A charged skirmish between conformity and dissent is enacted as a quasi-documentary that quickly escalates into exceedingly strange domestic science-fiction.
A man and woman speak urgently to camera about their relationship with an intelligent substance they call ‘Animal Expanded’. The man has swallowed Animal Condensed; as it expands it flows throughout his home, improving his family. He holds his five-year-old daughter up to camera: “Look how her fibres are formatting! She is her very own accelerated portfolio.”
Left alone, the daughter plays games on her laptop, troubled by a corrupted Peppa Pig, and the magical appearance in her bedroom of a man in an alarming folk costume.
Her father plays with his Newton’s Cradle executive toy, that has the power to miraculously multiply piglets.

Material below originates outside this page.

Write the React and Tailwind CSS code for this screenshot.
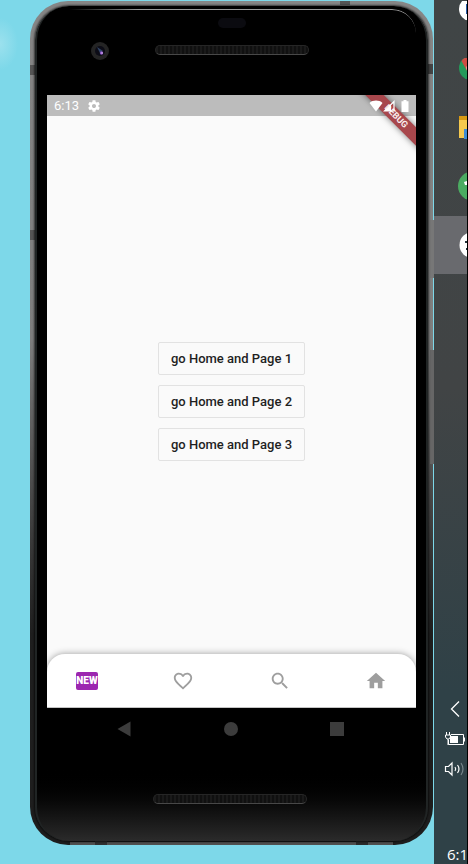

An older woman, hiding out in the woods, will not swallow Animal Condensed – it’s not alive in the right way. For this disobedience she is tracked by Deep Face and punished with Confusion Events. But in her studio she is building new weapons, moving sculptures with skewed faces and stark black and white stripes that will Re-align the narrative centre.
Jennet Thomas presents her films in extraordinary, visually co-ordinated environments in which objects and performance are threaded through the exhibition. Using Tintype’s window as an extra dimension, sculptural objects that are both props and art works, reach out of and beyond the film’s narrative.
JENNET THOMAS’s works have been screened internationally, including at the IFF Rotterdam, European Media Arts Festival, New York Underground Film Festival, and museums including Tate Britain and MOMA New York. Since 2007, her work has been shown as large-scale sculptural installations that physically surround the film, sometimes with continuous live performance inside these installations.